Three Reasons Why Employers Should Care about Direct Primary Care

Mary Brace - Monday, April 18, 2016
Three Reasons Why Employers Should Care about Direct Primary Care

By Dr. Samir Qamar, Founder & CEO, MedLion

1. Insurance is not necessary for all health care.
2. Not all health care is expensive.
3. Employers can use Direct Primary Care to lower health care costs.

In times when employers are challenged with ACA compliance, high health care costs and dissatisfied employees, the above statements have a lot of power.  Even more important, the meaning of these statements is the essence of Direct Primary Care, America’s newest health care model, and one that is helping employers nationwide navigate traditional challenges.

To effectively strategize a good health care plan, savvy employers should first dissect the American health care behemoth to understand and figure out the needs of employees to offer meaningful benefits. In the United States, we use insurance for all health care needs. This is where the problem begins.  Insurance was originally designed for expensive catastrophic events, such as heart attacks, cancers and strokes. In fact, insurance is still used for catastrophes in all other industries, such as automobile, home and life insurance. Health care is the only field where insurance is not only used for rare events, but also common and frequent events.
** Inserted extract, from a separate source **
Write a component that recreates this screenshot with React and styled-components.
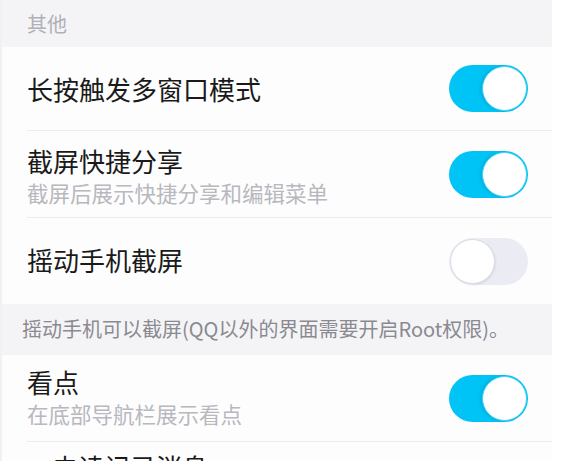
import React, { useState } from "react";
import styled, { createGlobalStyle } from "styled-components";

const GlobalStyle = createGlobalStyle`
  html, body {
    margin: 0;
    padding: 0;
    background: #ffffff;
    overflow: hidden;
  }
  body {
    font-family: "Noto Sans CJK SC", "Noto Sans", sans-serif;
  }
`;

const Page = styled.div`
  width: 552px;
  height: 461px;
  overflow: hidden;
  background: #fdfdfd;
  border-left: 2px solid #f1f1f4;
  box-sizing: border-box;
`;

const SectionHeader = styled.div`
  height: ${(props) => props.height || 47}px;
  background: #f4f4f7;
  display: flex;
  align-items: center;
  padding-left: ${(props) => props.indent || 25}px;
  padding-bottom: ${(props) => props.lift || 0}px;
  box-sizing: border-box;
  color: ${(props) => props.color || "#b0b0b6"};
  font-size: ${(props) => props.size || 20}px;
  white-space: nowrap;
`;

const Row = styled.div`
  height: ${(props) => props.height}px;
  margin-left: 25px;
  padding-right: 24px;
  display: flex;
  align-items: center;
  justify-content: space-between;
  border-bottom: ${(props) => (props.divider ? "1px solid #ececef" : "none")};
  box-sizing: border-box;
`;

const Texts = styled.div`
  display: flex;
  flex-direction: column;
  margin-top: ${(props) => props.shift || 0}px;
`;

const Title = styled.div`
  color: #1a1a1a;
  font-size: 26px;
  line-height: 34px;
  padding-left: ${(props) => props.indent || 0}px;
  white-space: nowrap;
`;

const Subtitle = styled.div`
  color: #b8b8be;
  font-size: 21.5px;
  line-height: 28px;
  margin-top: 1px;
  white-space: nowrap;
`;

const Track = styled.button`
  width: 79px;
  height: 47px;
  border-radius: 24px;
  border: none;
  padding: 0;
  position: relative;
  cursor: pointer;
  flex-shrink: 0;
  background: ${(props) => (props.on ? "#00c4f5" : "#ebebf4")};
`;

const Knob = styled.span`
  position: absolute;
  top: 1px;
  left: ${(props) => (props.on ? "33px" : "1px")};
  width: 45px;
  height: 45px;
  border-radius: 50%;
  background: #ffffff;
  box-sizing: border-box;
  border: 1.5px solid ${(props) => (props.on ? "#3fd0f6" : "#dcdce6")};
  box-shadow: ${(props) =>
    props.on ? "-2px 0 3px rgba(0, 120, 170, 0.25)" : "1px 1px 2px rgba(0,0,0,0.08)"};
`;

const Toggle = ({ initial }) => {
  const [on, setOn] = useState(initial);
  return (
    <Track on={on} onClick={() => setOn(!on)}>
      <Knob on={on} />
    </Track>
  );
};

const App = () => (
  <>
    <GlobalStyle />
    <Page>
      <SectionHeader height={47} indent={25} size={20}>
        其他
      </SectionHeader>
      <Row height={84} divider>
        <Texts>
          <Title>长按触发多窗口模式</Title>
        </Texts>
        <Toggle initial={true} />
      </Row>
      <Row height={87} divider>
        <Texts shift={2}>
          <Title>截屏快捷分享</Title>
          <Subtitle>截屏后展示快捷分享和编辑菜单</Subtitle>
        </Texts>
        <Toggle initial={true} />
      </Row>
      <Row height={86}>
        <Texts shift={-2}>
          <Title>摇动手机截屏</Title>
        </Texts>
        <Toggle initial={false} />
      </Row>
      <SectionHeader height={51} indent={20} size={20} color="#8a8a90" lift={3}>
        摇动手机可以截屏(QQ以外的界面需要开启Root权限)。
      </SectionHeader>
      <Row height={87} divider>
        <Texts shift={-4}>
          <Title>看点</Title>
          <Subtitle>在底部导航栏展示看点</Subtitle>
        </Texts>
        <Toggle initial={true} />
      </Row>
      <Row height={87}>
        <Texts shift={-37}>
          <Title indent={25}>未读记录消息</Title>
        </Texts>
        <Toggle initial={false} />
      </Row>
    </Page>
  </>
);

export default App;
However, insurance is not necessary for all health care.

Today, we use insurance for everything because visits to doctors for even minor issues can cost upwards of $100. When health insurance claims are filed routinely, health insurance premiums rise. Therefore, the only logical way to decrease insurance premiums is to reduce the frequency of claims filed. To reduce frequency of claims, a large segment of medical care has to be affordable to render insurance unnecessary. Thankfully, not all health care is expensive.  This is where Direct Primary Care makes its grand entrance.

Health care can be divided into those services which are used often, and those which are used rarely. Primary care, with its routine physicals, acute care, chronic condition management, refills and lab orders fall into services that are used often. Direct Primary Care takes this majority of health care and caps the cost into an affordable, manageable, flat monthly fee, typically less than $90 per month. As a result, insurance use (and cost) is minimized to rare occurrences. Employers can use Direct Primary Care to lower health care costs.

How do employers make Direct Primary Care work for them?

Simply put, Direct Primary Care, plus an appropriate supplemental insurance plan, can save employers up to 40 percent on health care costs compared to the traditional insurance alternatives, yet stay in compliance with Affordable Care Act mandates. For self-insured companies, Direct Primary Care can control downstream catastrophic costs by providing high-access, quality care upstream and can be inserted strategically as part of the total plan offering.

There are numerous other advantages Direct Primary Care provides for employers: telemedicine to keep employees at work, reduction of unnecessary worker comp claims, active management of employee health conditions and so much more.

In today’s new and unprecedented health care climate, it’s vital to know the latest health care models that could keep an employer’s costs down while increasing quality and coverage. Direct Primary Care is such a model, and smart employers are taking notice as they design employee benefits.

 

Qamar.  "Three Reasons Why Employers Should Care about Direct Primary Care."  Medlion Believers Blog.  Web.  April 2016.